Debt-Laden Time Seeks Breathing Room for Turnaround

  • Company looks to extend credit facility and loan, sell bonds
  • ‘First step’ as old-line publisher seeks digital-age relevance

People walk inside the headquarters of Time Inc. in New York.

Photographer: Michael Nagle/Bloomberg

Time Inc., publisher of the iconic magazine that first hit the stands in 1923, is looking to ease a billion-dollar debt load that’s hobbling efforts to get ready for its next century. 

The company aims to extend the maturity of a revolving credit facility and a term loan, each by 3 1/2 years, New York-based Time said in a regulatory filing Friday. It’s also trying to cut the credit facility to $300 million from $500 million, according to the filing. Additionally, Time said it plans to sell up to $300 million in senior unsecured notes due in 2025 to repay $200 million of the term loan and other obligations. Time reported $1.2 billion in long-term outstanding debt as of June 30.

“This is a company that’s going to continue to have leverage issues, debt issues and balance-sheet issues,” Bloomberg Intelligence analyst Paul Sweeney said in an interview. “This is the first step to try to relieve some of that pressure.”

Time spokesman Greg Giangrande declined to comment.

Weakness in print and other advertising revenue has plagued Time as the medium has lost readers to online and other competition.
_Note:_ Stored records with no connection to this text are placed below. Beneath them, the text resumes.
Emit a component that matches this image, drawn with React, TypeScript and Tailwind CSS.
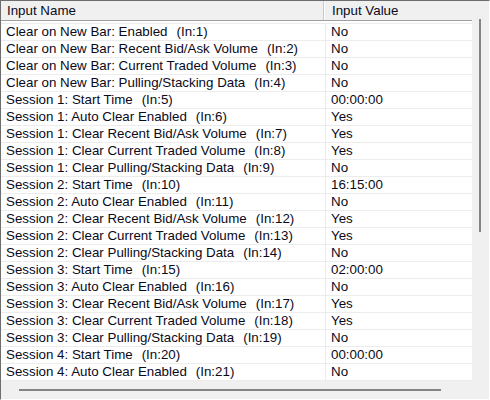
import React from "react";

const rows: [string, string, string][] = [
	["Clear on New Bar: Enabled", "1", "No"],
	["Clear on New Bar: Recent Bid/Ask Volume", "2", "No"],
	["Clear on New Bar: Current Traded Volume", "3", "No"],
	["Clear on New Bar: Pulling/Stacking Data", "4", "No"],
	["Session 1: Start Time", "5", "00:00:00"],
	["Session 1: Auto Clear Enabled", "6", "Yes"],
	["Session 1: Clear Recent Bid/Ask Volume", "7", "Yes"],
	["Session 1: Clear Current Traded Volume", "8", "Yes"],
	["Session 1: Clear Pulling/Stacking Data", "9", "No"],
	["Session 2: Start Time", "10", "16:15:00"],
	["Session 2: Auto Clear Enabled", "11", "No"],
	["Session 2: Clear Recent Bid/Ask Volume", "12", "Yes"],
	["Session 2: Clear Current Traded Volume", "13", "Yes"],
	["Session 2: Clear Pulling/Stacking Data", "14", "No"],
	["Session 3: Start Time", "15", "02:00:00"],
	["Session 3: Auto Clear Enabled", "16", "No"],
	["Session 3: Clear Recent Bid/Ask Volume", "17", "Yes"],
	["Session 3: Clear Current Traded Volume", "18", "Yes"],
	["Session 3: Clear Pulling/Stacking Data", "19", "No"],
	["Session 4: Start Time", "20", "00:00:00"],
	["Session 4: Auto Clear Enabled", "21", "No"],
];

export default function App() {
	return (
		<div
			className="w-[490px] h-[400px] flex flex-col bg-[#f0f0f0] border-t border-l border-[#6d6d6d] border-r border-r-white border-b border-b-white text-[13.33px] leading-none text-[#0a0a1a]"
			style={{ fontFamily: '"Liberation Sans", Arial, sans-serif' }}
		>
			<div className="flex h-[380px]">
				{/* list */}
				<div className="w-[471px] flex flex-col bg-white">
					<div className="flex h-[20px] bg-[#f0f0f0] border-b border-[#a0a0a0]">
						<div className="w-[323px] flex items-center pl-[6px] border-r border-[#c8c8c8]">
							Input Name
						</div>
						<div className="flex-1 flex items-center pl-[7px] border-l border-white">
							Input Value
						</div>
					</div>
					<div className="pt-[2px]">
						<div className="border-t border-[#ececec]">
							{rows.map(([name, n, val]) => (
								<div key={n} className="flex h-[17px] border-b border-[#ececec]">
									<div className="w-[325px] flex items-center pl-[5px] border-r border-[#ececec] whitespace-nowrap">
										<span>{name}</span>
										<span className="ml-[9px]">(In:{n})</span>
									</div>
									<div className="flex-1 flex items-center pl-[5px]">{val}</div>
								</div>
							))}
						</div>
					</div>
				</div>
				{/* vertical scrollbar */}
				<div className="flex-1 pt-[18px] pl-[7px]">
					<div className="w-[2px] h-[213px] bg-[#858585]" />
				</div>
			</div>
			{/* horizontal scrollbar */}
			<div className="flex-1 pt-[8px] pl-[18px]">
				<div className="w-[422px] h-[2px] bg-[#858585]" />
			</div>
		</div>
	);
}
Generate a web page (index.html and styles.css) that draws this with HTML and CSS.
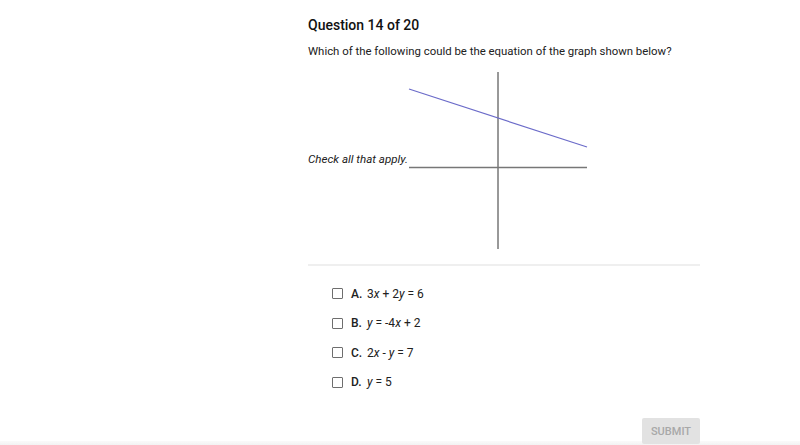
FILE: index.html
```html
<!DOCTYPE html>
<html lang="en">
<head>
    <meta charset="UTF-8">
    <title>Question 14 of 20</title>
    <link rel="stylesheet" href="styles.css">
</head>
<body>
    <div class="page">
        <div class="question">
            <h1>Question 14 of 20</h1>
            <p class="prompt">Which of the following could be the equation of the graph shown below?</p>
            <div class="figure">
                <span class="hint">Check all that apply.</span>
                <svg class="graph" width="180" height="178" viewBox="0 0 180 178">
                    <line x1="90" y1="0" x2="90" y2="177" stroke="#333" stroke-width="1"/>
                    <line x1="1" y1="95.5" x2="179" y2="95.5" stroke="#777" stroke-width="1.5"/>
                    <line x1="1" y1="17" x2="179" y2="75" stroke="#6b6bc9" stroke-width="1.2"/>
                </svg>
            </div>
            <div class="divider"></div>
            <ul class="answers">
                <li><span class="box"></span><b>A.</b><span>3<i>x</i> + 2<i>y</i> = 6</span></li>
                <li><span class="box"></span><b>B.</b><span><i>y</i> = -4<i>x</i> + 2</span></li>
                <li><span class="box"></span><b>C.</b><span>2<i>x</i> - <i>y</i> = 7</span></li>
                <li><span class="box"></span><b>D.</b><span><i>y</i> = 5</span></li>
            </ul>
            <div class="actions">
                <button class="submit">SUBMIT</button>
            </div>
        </div>
        <div class="edge"></div>
    </div>
</body>
</html>
```
FILE: styles.css
```css
body {
    margin: 0;
    font-family: Roboto, "Liberation Sans", Arial, sans-serif;
    color: #212121;
    background: #fff;
}
.page {
    height: 445px;
    overflow: hidden;
}
.question {
    margin-left: 308px;
    width: 392px;
    padding-top: 16px;
}
h1 {
    margin: 0;
    font-size: 14px;
    font-weight: 500;
    line-height: 18px;
    color: #111;
}
.prompt {
    margin: 8px 0 0;
    font-size: 11.4px;
    line-height: 18px;
}
.figure {
    display: flex;
    align-items: center;
    margin-top: 12px;
}
.hint {
    flex: none;
    white-space: nowrap;
    font-size: 11.6px;
    font-style: italic;
    width: 100px;
    margin-top: -4px;
}
.graph {
    display: block;
    flex: none;
}
.divider {
    height: 2px;
    background: #efefef;
    margin-top: 14px;
}
.answers {
    list-style: none;
    margin: 13px 0 0;
    padding: 0 0 0 24px;
    font-size: 12px;
}
.answers li {
    display: flex;
    align-items: center;
    height: 29.5px;
}
.box {
    box-sizing: border-box;
    width: 11px;
    height: 11px;
    border: 1.5px solid #6e6e6e;
    border-radius: 1px;
    margin-right: 8px;
}
.answers b {
    font-weight: 500;
    width: 16px;
}
.answers i {
    font-style: italic;
}
.actions {
    display: flex;
    justify-content: flex-end;
    margin-top: 21px;
    margin-bottom: -3px;
}
.submit {
    position: relative;
    z-index: 1;
    font-family: Roboto, sans-serif;
    font-size: 11px;
    font-weight: 500;
    color: #a8a8a8;
    background: #e2e2e2;
    border: none;
    border-radius: 2px;
    width: 58px;
    height: 26px;
    padding: 0;
}
.edge {
    height: 6px;
    background: linear-gradient(#fafafa, #efefef);
}
```
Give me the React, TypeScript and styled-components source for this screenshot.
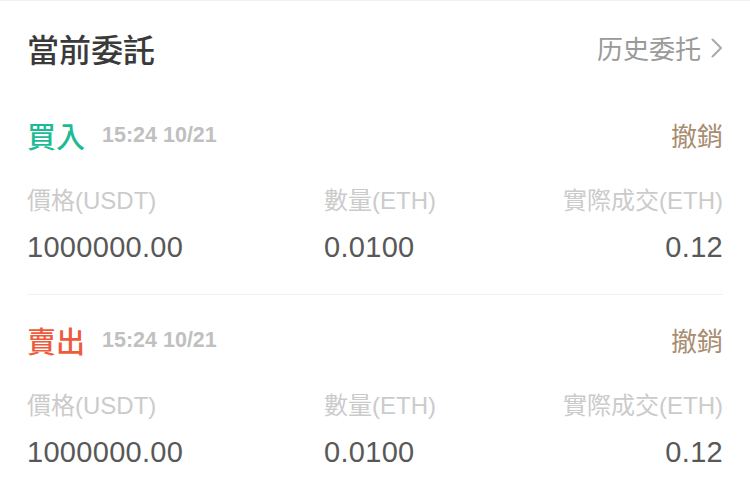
import React from "react";
import styled, { createGlobalStyle } from "styled-components";

const Global = createGlobalStyle`
  html, body { margin: 0; padding: 0; background: #fff; }
  body { font-family: "Liberation Sans", "Noto Sans CJK TC", sans-serif; }
`;

const Page = styled.div`
  width: 750px;
  border-top: 1px solid #f2f2f2;
  background: #fff;
`;

const Header = styled.div`
  height: 89px;
  padding: 5px 27px 0;
  box-sizing: border-box;
  display: flex;
  align-items: center;
  justify-content: space-between;
`;

const Title = styled.h1`
  margin: 0;
  font-family: "Noto Sans CJK TC", sans-serif;
  font-size: 32px;
  font-weight: 500;
  color: #3a3a3a;
  line-height: 40px;
`;

const HistoryLink = styled.a`
  display: flex;
  align-items: center;
  gap: 10px;
  font-family: "Noto Sans CJK TC", sans-serif;
  font-size: 26px;
  font-weight: 400;
  color: #9a9a9a;
  line-height: 36px;
  text-decoration: none;
`;

const Order = styled.section<{ $last?: boolean }>`
  margin: 0 27px;
  padding: 25px 0 29px;
  border-bottom: ${(p) => (p.$last ? "none" : "1px solid #f2f2f2")};
`;

const OrderHead = styled.div`
  display: flex;
  align-items: center;
  height: 40px;
`;

const Side = styled.span<{ $color: string }>`
  font-family: "Noto Sans CJK TC", sans-serif;
  font-size: 29px;
  font-weight: 500;
  color: ${(p) => p.$color};
  line-height: 40px;
`;

const Time = styled.span`
  margin-left: 17px;
  font-size: 21.5px;
  font-weight: 700;
  color: #c0c0c0;
  line-height: 40px;
`;

const Cancel = styled.button`
  margin-left: auto;
  padding: 0;
  border: none;
  background: none;
  font-family: "Noto Sans CJK TC", sans-serif;
  font-size: 26px;
  color: #a88d70;
  line-height: 40px;
`;

const Fields = styled.div`
  display: grid;
  grid-template-columns: 297px 1fr auto;
  margin-top: 30px;
`;

const Field = styled.div<{ $right?: boolean }>`
  display: flex;
  flex-direction: column;
  align-items: ${(p) => (p.$right ? "flex-end" : "flex-start")};
  gap: 12px;
`;

const Label = styled.span`
  font-size: 24px;
  color: #cbcbcb;
  line-height: 32px;
  white-space: nowrap;
`;

const Value = styled.span`
  font-size: 29px;
  color: #585858;
  line-height: 36px;
  letter-spacing: 0.3px;
`;

const Chevron = () => (
  <svg width="12" height="20" viewBox="0 0 12 20" fill="none">
    <path d="M1.5 1.5 L10 10 L1.5 18.5" stroke="#aaa" strokeWidth="2" strokeLinecap="round" strokeLinejoin="round" />
  </svg>
);

type OrderData = { side: string; color: string };

const orders: OrderData[] = [
  { side: "買入", color: "#1dbb94" },
  { side: "賣出", color: "#ee5b3c" },
];

export default function App() {
  return (
    <Page>
      <Global />
      <Header>
        <Title>當前委託</Title>
        <HistoryLink>
          历史委托
          <Chevron />
        </HistoryLink>
      </Header>
      {orders.map((o, i) => (
        <Order key={o.side} $last={i === orders.length - 1}>
          <OrderHead>
            <Side $color={o.color}>{o.side}</Side>
            <Time>15:24 10/21</Time>
            <Cancel>撤銷</Cancel>
          </OrderHead>
          <Fields>
            <Field>
              <Label>價格(USDT)</Label>
              <Value>1000000.00</Value>
            </Field>
            <Field>
              <Label>數量(ETH)</Label>
              <Value>0.0100</Value>
            </Field>
            <Field $right>
              <Label>實際成交(ETH)</Label>
              <Value>0.12</Value>
            </Field>
          </Fields>
        </Order>
      ))}
    </Page>
  );
}
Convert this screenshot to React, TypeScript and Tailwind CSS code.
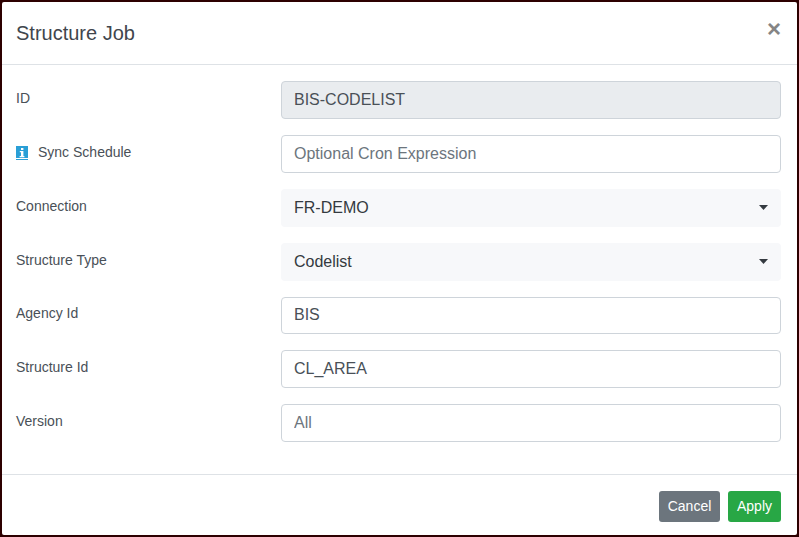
const font = "font-['Liberation_Sans',Arial,sans-serif]";

function InfoIcon() {
  return (
    <svg width="12" height="14" viewBox="0 0 12 14" className="mr-2.5 shrink-0">
      <rect x="0" y="0" width="12" height="12" fill="#2a9fd6" />
      <rect x="0" y="13" width="12" height="1" fill="#2a9fd6" />
      <rect x="5" y="2" width="2.4" height="2" fill="#fff" />
      <path d="M3.8 5h3.6v5h1v1.2H3.6V10h1.4V6.2H3.8z" fill="#fff" />
    </svg>
  );
}

function Caret() {
  return (
    <svg width="9" height="5" viewBox="0 0 9 5" className="absolute right-[13px] top-[16px]">
      <path d="M0 0h9L4.5 5z" fill="#343a40" />
    </svg>
  );
}

function Row({ label, icon, short, children }: { label: string; icon?: boolean; short?: boolean; children: React.ReactNode }) {
  return (
    <div className={short ? "flex h-[37px] items-start" : "flex h-[38px] items-start"}>
      <label className={`flex w-[265px] shrink-0 items-center text-[14px] text-[#495057] ${short ? "h-[33px]" : "h-[35px]"}`}>
        {icon && <InfoIcon />}
        {label}
      </label>
      <div className="relative flex-1">{children}</div>
    </div>
  );
}

const inputClass =
  "block w-full rounded border border-[#ced4da] px-3 text-[16px] text-[#495057] placeholder:text-[#6c757d] outline-none";

export default function App() {
  return (
    <div className={`h-[537px] w-[799px] overflow-hidden bg-[#2d0000] p-[2px] ${font}`}>
      <div className="flex h-full flex-col rounded-[2px] bg-white">
        <div className="flex h-[63px] shrink-0 items-center justify-between border-b border-[#dee2e6] pl-[14px] pr-[16px]">
          <h5 className="text-[20px] text-[#3f464d]">Structure Job</h5>
          <span className="-mt-[8px] text-[24px] font-bold leading-none text-[#858585]">×</span>
        </div>
        <div className="flex flex-1 flex-col gap-[16px] pl-[14px] pr-[16px] pt-[16px]">
          <Row label="ID">
            <input className={`${inputClass} h-[38px] bg-[#e9ecef]`} value="BIS-CODELIST" disabled readOnly />
          </Row>
          <Row label="Sync Schedule" icon>
            <input className={`${inputClass} h-[38px] bg-white`} placeholder="Optional Cron Expression" />
          </Row>
          <Row label="Connection">
            <div className="flex h-[38px] items-center rounded bg-[#f7f8fa] px-[13px] text-[16px] text-[#343a40]">FR-DEMO</div>
            <Caret />
          </Row>
          <Row label="Structure Type">
            <div className="flex h-[38px] items-center rounded bg-[#f7f8fa] px-[13px] text-[16px] text-[#343a40]">Codelist</div>
            <Caret />
          </Row>
          <Row label="Agency Id" short>
            <input className={`${inputClass} h-[37px] bg-white pb-[1px]`} value="BIS" readOnly />
          </Row>
          <Row label="Structure Id">
            <input className={`${inputClass} h-[38px] bg-white`} value="CL_AREA" readOnly />
          </Row>
          <Row label="Version">
            <input className={`${inputClass} h-[38px] bg-white`} placeholder="All" />
          </Row>
        </div>
        <div className="flex h-[61px] shrink-0 items-center justify-end gap-[8px] border-t border-[#dee2e6] pr-[16px] pt-[2px]">
          <button className="h-[31px] w-[61px] rounded-[3px] bg-[#6c757d] text-[14px] text-white">Cancel</button>
          <button className="h-[31px] w-[53px] rounded-[3px] bg-[#28a745] text-[14px] text-white">Apply</button>
        </div>
      </div>
    </div>
  );
}
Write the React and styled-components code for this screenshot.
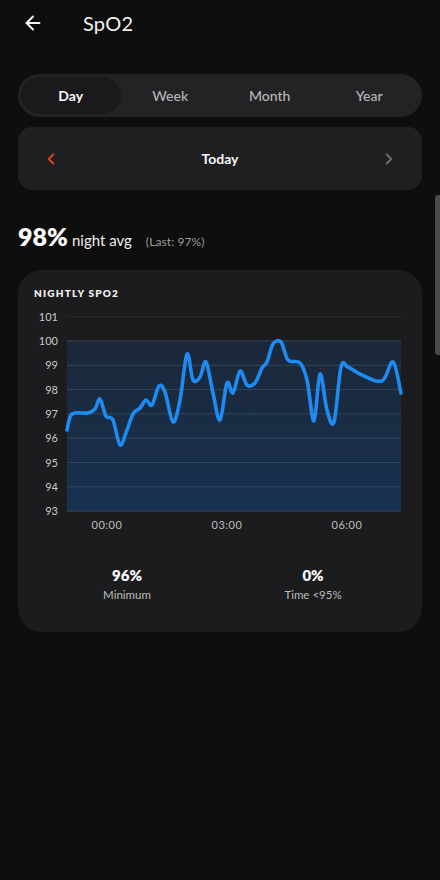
import React from "react";
import styled, { createGlobalStyle } from "styled-components";
import { ArrowLeft, ChevronLeft, ChevronRight } from "lucide-react";

const Global = createGlobalStyle`
  html, body {
    margin: 0;
    background: #0e0e0e;
  }
  body {
    font-family: Lato, "Noto Sans", sans-serif;
    color: #fff;
  }
`;

const Page = styled.div`
  position: relative;
  width: 440px;
  height: 880px;
  overflow: hidden;
  padding: 0 18px;
  box-sizing: border-box;
  background: #0e0e0e;
`;

const Header = styled.div`
  height: 46px;
  display: flex;
  align-items: center;
  padding-left: 4px;
`;

const BackButton = styled.button`
  all: unset;
  display: flex;
  color: #f4f4f4;
  width: 22px;
  height: 22px;
`;

const Title = styled.h1`
  margin: 0 0 0 39px;
  font-size: 20px;
  font-weight: 400;
  color: #f2f2f2;
  letter-spacing: 0.2px;
`;

const Segmented = styled.div`
  margin-top: 28px;
  height: 43px;
  border-radius: 22px;
  background: #232325;
  display: grid;
  grid-template-columns: repeat(4, 1fr);
  padding: 3px;
  box-sizing: border-box;
`;

const Tab = styled.div`
  display: flex;
  align-items: center;
  justify-content: center;
  border-radius: 19px;
  font-size: 14px;
  font-weight: ${(p) => (p.$active ? 700 : 500)};
  color: ${(p) => (p.$active ? "#f6f6f6" : "#b9b6b8")};
  background: ${(p) => (p.$active ? "#1a1a1c" : "transparent")};
`;

const DateCard = styled.div`
  margin-top: 10px;
  height: 63px;
  border-radius: 14px;
  background: #1f1f21;
  display: flex;
  align-items: center;
  justify-content: space-between;
  padding: 0 24px;
  box-sizing: border-box;
`;

const Arrow = styled.span`
  display: flex;
  color: ${(p) => p.$color};
`;

const DateLabel = styled.span`
  font-size: 14px;
  font-weight: 700;
  color: #f5f5f5;
`;

const Summary = styled.div`
  margin-top: 25px;
  height: 43px;
  display: flex;
  align-items: baseline;
  padding-top: 6px;
  box-sizing: border-box;
`;

const Big = styled.span`
  font-size: 25px;
  font-weight: 800;
  color: #fafafa;
`;

const Unit = styled.span`
  margin-left: 4px;
  font-size: 15px;
  color: #ececec;
`;

const Last = styled.span`
  margin-left: 14px;
  font-size: 12px;
  color: #9c9c9c;
  letter-spacing: 0.1px;
`;

const ChartCard = styled.div`
  margin-top: 12px;
  height: 362px;
  border-radius: 24px;
  background: #1c1c1e;
  padding: 17px 16px 0;
  box-sizing: border-box;
`;

const CardTitle = styled.div`
  font-size: 10px;
  line-height: 12px;
  font-weight: 800;
  letter-spacing: 1.2px;
  color: #eeeeee;
`;

const ChartSvg = styled.svg`
  display: block;
  margin: 6px -16px 0;
`;

const Stats = styled.div`
  margin-top: 31px;
  display: grid;
  grid-template-columns: 1fr 1fr;
`;

const Stat = styled.div`
  display: flex;
  flex-direction: column;
  align-items: center;
  gap: 4px;
`;

const StatValue = styled.div`
  font-size: 15px;
  line-height: 18px;
  font-weight: 800;
  color: #f6f6f6;
`;

const StatLabel = styled.div`
  font-size: 11.5px;
  line-height: 14px;
  color: #bdbdbd;
`;

const Scrollbar = styled.div`
  position: absolute;
  right: 0;
  top: 195px;
  width: 5px;
  height: 160px;
  border-radius: 3px 0 0 3px;
  background: #4a4a4c;
`;

const points = [
  [67, 430], [72, 414], [88, 413], [95, 409], [100, 399], [106, 416],
  [113, 420], [120, 445], [127, 430], [133, 414], [140, 408], [146, 400],
  [152, 405], [159, 386], [165, 392], [173, 422], [180, 400], [187, 354],
  [193, 380], [200, 377], [206, 362], [213, 393], [220, 420], [227, 383],
  [233, 393], [240, 371], [247, 385], [255, 383], [262, 368], [267, 362],
  [273, 344], [281, 342], [288, 360], [300, 363], [307, 380], [314, 421],
  [320, 374], [327, 410], [334, 422], [341, 367], [348, 367], [362, 375],
  [382, 381], [393, 362], [401, 393],
];

const smoothPath = (pts) => {
  let d = `M${pts[0][0]},${pts[0][1]}`;
  for (let i = 0; i < pts.length - 1; i++) {
    const p0 = pts[i - 1] || pts[i];
    const p1 = pts[i];
    const p2 = pts[i + 1];
    const p3 = pts[i + 2] || p2;
    const c1x = p1[0] + (p2[0] - p0[0]) / 6;
    const c1y = p1[1] + (p2[1] - p0[1]) / 6;
    const c2x = p2[0] - (p3[0] - p1[0]) / 6;
    const c2y = p2[1] - (p3[1] - p1[1]) / 6;
    d += ` C${c1x},${c1y} ${c2x},${c2y} ${p2[0]},${p2[1]}`;
  }
  return d;
};

const yTicks = [101, 100, 99, 98, 97, 96, 95, 94, 93];
const yFor = (v) => 341 + (100 - v) * 24.3;
const xTicks = [
  ["00:00", 107],
  ["03:00", 227],
  ["06:00", 347],
];

const Chart = () => (
  <ChartSvg width="404" height="230" viewBox="18 305 404 230">
    <defs>
      <linearGradient id="fill" x1="0" y1="0" x2="0" y2="1">
        <stop offset="0" stopColor="#1c2839" />
        <stop offset="1" stopColor="#163150" />
      </linearGradient>
    </defs>
    <rect x="67" y={yFor(100)} width="334" height={yFor(93) - yFor(100)} fill="url(#fill)" />
    {yTicks.map((v) => (
      <g key={v}>
        <line
          x1="67"
          x2="401"
          y1={yFor(v)}
          y2={yFor(v)}
          stroke={v === 101 ? "#2b2b2f" : "#33455a"}
          strokeWidth="1"
        />
        <text
          x="58"
          y={yFor(v) + 4}
          textAnchor="end"
          fontSize="11"
          fill="#c9c9c9"
          fontFamily="Lato, sans-serif"
        >
          {v}
        </text>
      </g>
    ))}
    {xTicks.map(([t, x]) => (
      <text
        key={t}
        x={x}
        y="529"
        textAnchor="middle"
        fontSize="11"
        fill="#bdbdbd"
        fontFamily="Lato, sans-serif"
        letterSpacing="0.5"
      >
        {t}
      </text>
    ))}
    <path
      d={smoothPath(points)}
      fill="none"
      stroke="#1e8bf3"
      strokeWidth="3.6"
      strokeLinejoin="round"
      strokeLinecap="round"
    />
  </ChartSvg>
);

const tabs = ["Day", "Week", "Month", "Year"];

const App = () => (
  <Page>
    <Global />
    <Header>
      <BackButton>
        <ArrowLeft size={22} strokeWidth={2.2} />
      </BackButton>
      <Title>SpO2</Title>
    </Header>
    <Segmented>
      {tabs.map((t) => (
        <Tab key={t} $active={t === "Day"}>
          {t}
        </Tab>
      ))}
    </Segmented>
    <DateCard>
      <Arrow $color="#dc4219">
        <ChevronLeft size={18} strokeWidth={2.6} />
      </Arrow>
      <DateLabel>Today</DateLabel>
      <Arrow $color="#6f6f72">
        <ChevronRight size={18} strokeWidth={2.4} />
      </Arrow>
    </DateCard>
    <Summary>
      <Big>98%</Big>
      <Unit>night avg</Unit>
      <Last>(Last: 97%)</Last>
    </Summary>
    <ChartCard>
      <CardTitle>NIGHTLY SPO2</CardTitle>
      <Chart />
      <Stats>
        <Stat>
          <StatValue>96%</StatValue>
          <StatLabel>Minimum</StatLabel>
        </Stat>
        <Stat>
          <StatValue>0%</StatValue>
          <StatLabel>Time &lt;95%</StatLabel>
        </Stat>
      </Stats>
    </ChartCard>
    <Scrollbar />
  </Page>
);

export default App;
The magazine owner said in April it was sticking with its web strategy rather than selling itself.

“We have a real opportunity to be aggressive in reengineering the cost structure of the company,” Chief Executive Officer Rich Battista said at the time, adding that he was committed to retaining stalwart brands including Time, Fortune and Sports Illustrated. The company is also exploring a sale of some smaller publications to concentrate on larger titles, he said in July.

Spun Out

Once part of Time Warner Inc., Time Inc. was spun out as a separate unit in 2014, a move that skyrocketed debt to $1.37 billion from $38 million and worried investors that a singular focus on magazines could hinder growth prospects.

Those fears are still alive, as consensus estimates point to another two years of declining adjusted earnings. That could force Time into a restructuring unless it reduces debt, Sweeney said. With a leverage ratio of 6.5 times, Time is well above the two-to-three times area that most print publishers aim to achieve, he said. 

Time cut 381 jobs in June, marking the start of an 18-month transformation strategy that should yield annualized savings of $400 million, it said in a June 30 filing. Cost cuts and strong digital advertising should offset soft print advertising in the third quarter, it said in a filing Friday. 

Moody’s Investors Service on Friday said it expects Time’s strategic plan to “reverse the negative trends for the company” with improvements starting to show in 2019. 

S&P Global Ratings, which cut Time’s credit rating just three days ago, said in a Friday report that it expects the company to maintain enough liquidity to fund its transformation and investment needs. S&P rates Time’s new bonds at B, five steps into junk, while Moody’s rates them at an equivalent B2.